Bytes and nibbles

By Samuel Matsuo Harris

Home

Bytes

Nibbles

The ML Reading List #2

New spins on old ideas

The ML reading list

Published: Sat, 29 Jun 2024

Introduction

It's now been a month since I last published something and I'm still in the middle of making STICI-note part two (read part one here). So I thought screw it: time to unilaterally dump my favourite articles, papers, and video from the last two months on you. No need to thank me (I know you won't).

My Recommendations

Over the past couple of months, I've seen quite a few fascinating papers, articles, video essays, and open source projects. A common theme between the most interesting things I saw was certainly innovative takes on old ideas. Here are my favourite things that I read/watched:

KAN: Kolmogorov-Arnold Networks - This is a very interesting idea. If KANs are able to be sufficiently optimised and continue to outperform MLPs in other tests, they could be an innovation as significant for the field of machine learning as transformers. Not only do they promise better performance than MLPs for some problems, they also promise lower sized models (for the same performance) and far better explainability.
From Local to Global: A Graph RAG Approach to Query-Focused Summarization - Using graphs to enhance RAG knowledge bases is a very novel idea and I can definitely see the benefit using this when applying RAG to real knowledge bases. Only time will tell whether this idea takes off or not.
A Survey on Retrieval-Augmented Text Generation for Large Language Models - I’ve recently been researching into how to apply RAG to help me implement my STICI-note project. This survey gives a great broad overview of the current frontier of RAG research as well as a very insightful framework for all of the aspects of implementing RAG.
New Discovery: LLMs have a Performance Phase - This video (part 1 of a 3 part series) gives a great introduction to an a concept that is completely counterintuitive to anyone who has trained a neural network before: grokking (not to be confused with xAI’s Grok), the phenomenon of neural networks becoming generalised after being trained far beyond the point of overfitting their training set. I was incredibly sceptical about this at first as it goes against everything I know about overfitting, but there is a paper about it in NeurIPS, so maybe the researchers are onto something.
Curse of Dimensionality: An Intuitive Exploration - I hate to repeat the title, but “intuitive” is undeniably the best word to describe this explanation of the curse of dimensionality. Salih Salih does a very good job at explanation what the curse of dimensionality is and how it affects our ML models.
Good tokenizers is all you need - This was very eye-opening. I never I never quite realised the importance of tokenisers until I read this article.
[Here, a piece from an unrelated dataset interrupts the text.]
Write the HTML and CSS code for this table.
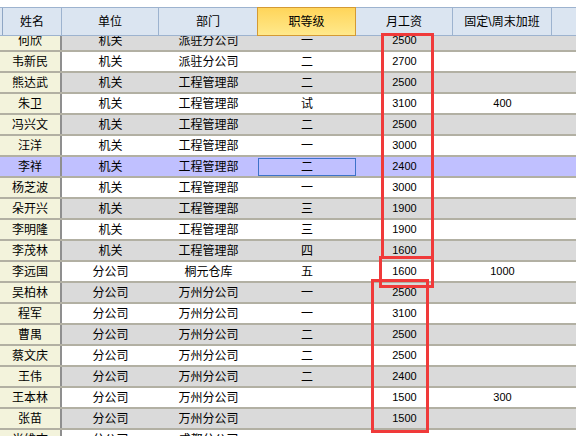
FILE: index.html
```html
<!DOCTYPE html>
<html>
<head>
<meta charset="utf-8">
<link rel="stylesheet" href="styles.css">
</head>
<body>
<div class="sheet">
  <div class="head">
    <div class="hc sliver"></div>
    <div class="hc">姓名</div>
    <div class="hc">单位</div>
    <div class="hc">部门</div>
    <div class="hc active">职等级</div>
    <div class="hc">月工资</div>
    <div class="hc">固定\周末加班</div>
    <div class="hc last"></div>
  </div>
  <div class="body">
    <div class="rows">
      <div class="row gray"><div class="c name">何欣</div><div class="c">机关</div><div class="c">派驻分公司</div><div class="c">一</div><div class="c num">2500</div><div class="c num"></div><div class="c"></div></div>
      <div class="row"><div class="c name">韦新民</div><div class="c">机关</div><div class="c">派驻分公司</div><div class="c">二</div><div class="c num">2700</div><div class="c num"></div><div class="c"></div></div>
      <div class="row gray"><div class="c name">熊达武</div><div class="c">机关</div><div class="c">工程管理部</div><div class="c">二</div><div class="c num">2500</div><div class="c num"></div><div class="c"></div></div>
      <div class="row"><div class="c name">朱卫</div><div class="c">机关</div><div class="c">工程管理部</div><div class="c">试</div><div class="c num">3100</div><div class="c num">400</div><div class="c"></div></div>
      <div class="row gray"><div class="c name">冯兴文</div><div class="c">机关</div><div class="c">工程管理部</div><div class="c">二</div><div class="c num">2500</div><div class="c num"></div><div class="c"></div></div>
      <div class="row"><div class="c name">汪洋</div><div class="c">机关</div><div class="c">工程管理部</div><div class="c">一</div><div class="c num">3000</div><div class="c num"></div><div class="c"></div></div>
      <div class="row sel"><div class="c name">李祥</div><div class="c">机关</div><div class="c">工程管理部</div><div class="c cur">二</div><div class="c num">2400</div><div class="c num"></div><div class="c"></div></div>
      <div class="row"><div class="c name">杨芝波</div><div class="c">机关</div><div class="c">工程管理部</div><div class="c">一</div><div class="c num">3000</div><div class="c num"></div><div class="c"></div></div>
      <div class="row gray"><div class="c name">朵开兴</div><div class="c">机关</div><div class="c">工程管理部</div><div class="c">三</div><div class="c num">1900</div><div class="c num"></div><div class="c"></div></div>
      <div class="row"><div class="c name">李明隆</div><div class="c">机关</div><div class="c">工程管理部</div><div class="c">三</div><div class="c num">1900</div><div class="c num"></div><div class="c"></div></div>
      <div class="row gray"><div class="c name">李茂林</div><div class="c">机关</div><div class="c">工程管理部</div><div class="c">四</div><div class="c num">1600</div><div class="c num"></div><div class="c"></div></div>
      <div class="row"><div class="c name">李远国</div><div class="c">分公司</div><div class="c">桐元仓库</div><div class="c">五</div><div class="c num">1600</div><div class="c num">1000</div><div class="c"></div></div>
      <div class="row gray"><div class="c name">吴柏林</div><div class="c">分公司</div><div class="c">万州分公司</div><div class="c">一</div><div class="c num">2500</div><div class="c num"></div><div class="c"></div></div>
      <div class="row"><div class="c name">程军</div><div class="c">分公司</div><div class="c">万州分公司</div><div class="c">一</div><div class="c num">3100</div><div class="c num"></div><div class="c"></div></div>
      <div class="row gray"><div class="c name">曹禺</div><div class="c">分公司</div><div class="c">万州分公司</div><div class="c">二</div><div class="c num">2500</div><div class="c num"></div><div class="c"></div></div>
      <div class="row"><div class="c name">蔡文庆</div><div class="c">分公司</div><div class="c">万州分公司</div><div class="c">二</div><div class="c num">2500</div><div class="c num"></div><div class="c"></div></div>
      <div class="row gray"><div class="c name">王伟</div><div class="c">分公司</div><div class="c">万州分公司</div><div class="c">二</div><div class="c num">2400</div><div class="c num"></div><div class="c"></div></div>
      <div class="row"><div class="c name">王本林</div><div class="c">分公司</div><div class="c">万州分公司</div><div class="c"></div><div class="c num">1500</div><div class="c num">300</div><div class="c"></div></div>
      <div class="row gray"><div class="c name">张苗</div><div class="c">分公司</div><div class="c">万州分公司</div><div class="c"></div><div class="c num">1500</div><div class="c num"></div><div class="c"></div></div>
      <div class="row"><div class="c name">肖维志</div><div class="c">分公司</div><div class="c">成都分公司</div><div class="c"></div><div class="c num"></div><div class="c num"></div><div class="c"></div></div>
    </div>
  </div>
  <div class="mark mark1"></div>
  <div class="mark mark2"></div>
  <div class="mark mark3"></div>
</div>
</body>
</html>
```
FILE: styles.css
```css
html, body {
  margin: 0;
  padding: 0;
  background: #ffffff;
}
.sheet {
  position: relative;
  width: 576px;
  height: 436px;
  overflow: hidden;
  padding-top: 7px;
  box-sizing: border-box;
  font-family: "Liberation Sans", "Noto Sans CJK SC", sans-serif;
  font-size: 12px;
  color: #000;
}
.head {
  display: grid;
  grid-template-columns: 3px 59px 97px 99px 98px 97px 99px 24px;
  height: 29px;
  box-sizing: border-box;
  background: #dbe5f1;
  border-top: 1px solid #9db3cf;
  border-bottom: 1px solid #9db3cf;
}
.hc {
  display: flex;
  align-items: center;
  justify-content: center;
  border-right: 1px solid #9db3cf;
  line-height: 1;
}
.hc.sliver {
  border-right: 1px solid #8fa6c4;
}
.hc.last {
  border-right: none;
}
.hc.active {
  background: linear-gradient(#ffd55a, #ffe98c);
  border: 1px solid #d49a34;
  margin: -1px 0 -1px -1px;
}
.body {
  height: 400px;
  overflow: hidden;
}
.rows {
  margin-top: -5px;
}
.row {
  display: grid;
  grid-template-columns: 62px 97px 99px 98px 97px 99px 24px;
  height: 21px;
  box-sizing: border-box;
  border-bottom: 2px solid #b2b0a3;
  background: #ffffff;
}
.row.gray {
  background: #dadada;
}
.row.sel {
  background: #c0c0ff;
}
.c {
  display: flex;
  align-items: center;
  justify-content: center;
  line-height: 1;
  white-space: nowrap;
}
.c.num {
  font-size: 11px;
}
.c.name {
  background: #f3f3dc;
  border-right: 2px solid #8f8f8f;
}
.row.sel .c.name {
  background: #c0c0ff;
}
.c.cur {
  box-shadow: inset 0 0 0 1px #3d72c9;
  margin: 1px 0 0 0;
}
.mark {
  position: absolute;
  border: 3px solid #f03a3a;
  box-sizing: border-box;
}
.mark1 {
  left: 381px;
  top: 33px;
  width: 53px;
  height: 226px;
}
.mark2 {
  left: 379px;
  top: 256px;
  width: 55px;
  height: 32px;
}
.mark3 {
  left: 371px;
  top: 279px;
  width: 58px;
  height: 154px;
}
```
Even if you don’t plan to create your own LLMs from scratch, this is well worth the read as it explains a lot strange behaviours in LLMs.
2024 GitHub Accelerator: Meet the 11 projects shaping open source AI - So it turns out that GitHub has an accelerator program where they sponsor and give advice to a selection of open-source source projects on their platform. This year, the theme was “Advancing AI”, so I just had to take a look at it. Out of the 11 chosen projects, the following three really stood out to me as projects that I am likely to use:
- LLMWare - A framework for building enterprise RAG applications.
- Giskard - A framework for evaluating LLMs and ML models.
- Marimo - An alternative to Jupyter notebook that seeks to improve on the much-loved tool.

Grokking: the most counterintuitive phenomenon I have ever seen in machine learning (colourised). Source: Grokking: Generalization Beyond Overfitting on Small Algorithmic Datasets.